Livedin Custom Build multi-house development. Photo © Millar+Howard Workshop

Custom Build

Taking house building one step further, the concept of custom build proposes new models for valuing, selling, and developing land for multi-house sites that puts homeowners back at the centre of house building.

Companies such as Igloo and Potton homes are selling land to people who want to oversee the construction of their own home and allowing customers to customise the design. It is a model that already has a lot of traction in mainland Europe and is beginning to take root in the UK.

Here at Millar+Howard, as well as running an architecture practice, we have recently set up an online digital platform called Livedin Custom Build which helps connect landowners, architects, and home manufacturers directly with people who want to build their own home.

We are beginning to bring together a collection of innovative companies who want to change the way house building is done to create better homes and communities that more closely meet the needs of their residents.

The Future

Cedric Price famously once said: ‘Technology is the answer.
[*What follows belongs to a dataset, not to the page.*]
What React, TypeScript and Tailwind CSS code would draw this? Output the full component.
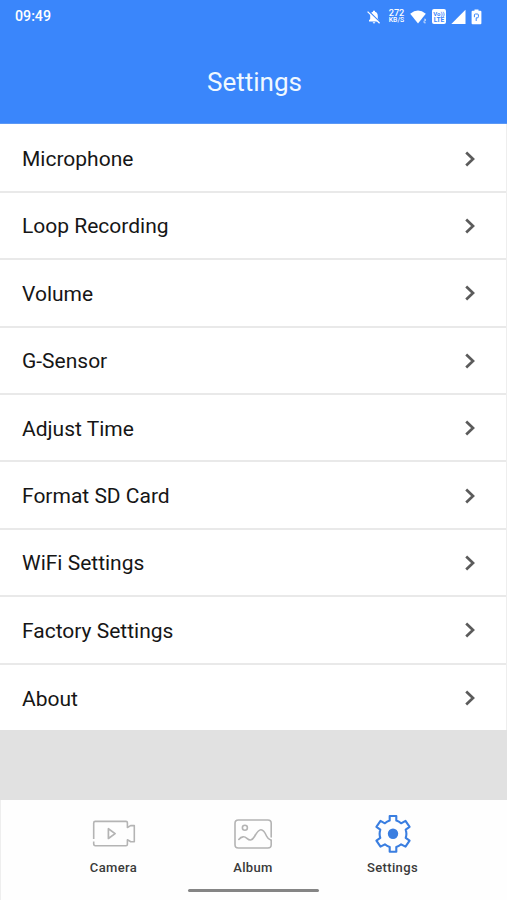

But what was the question?’ It is relatively easy to adopt the latest technologies and incorporate them into your business. It is much more difficult to first identify the problem at the heart of what you are trying to do and then find the best solution.

In reality this process often oscillates backwards and forwards between problem and solution. However, we have to keep sight of what we are trying to achieve and in particular the needs of our customers. Those practices that use technology to better connect with their clients will lead the industry forwards – leaving the rest behind.

Tomas Millar, Director, Millar+Howard Workshop.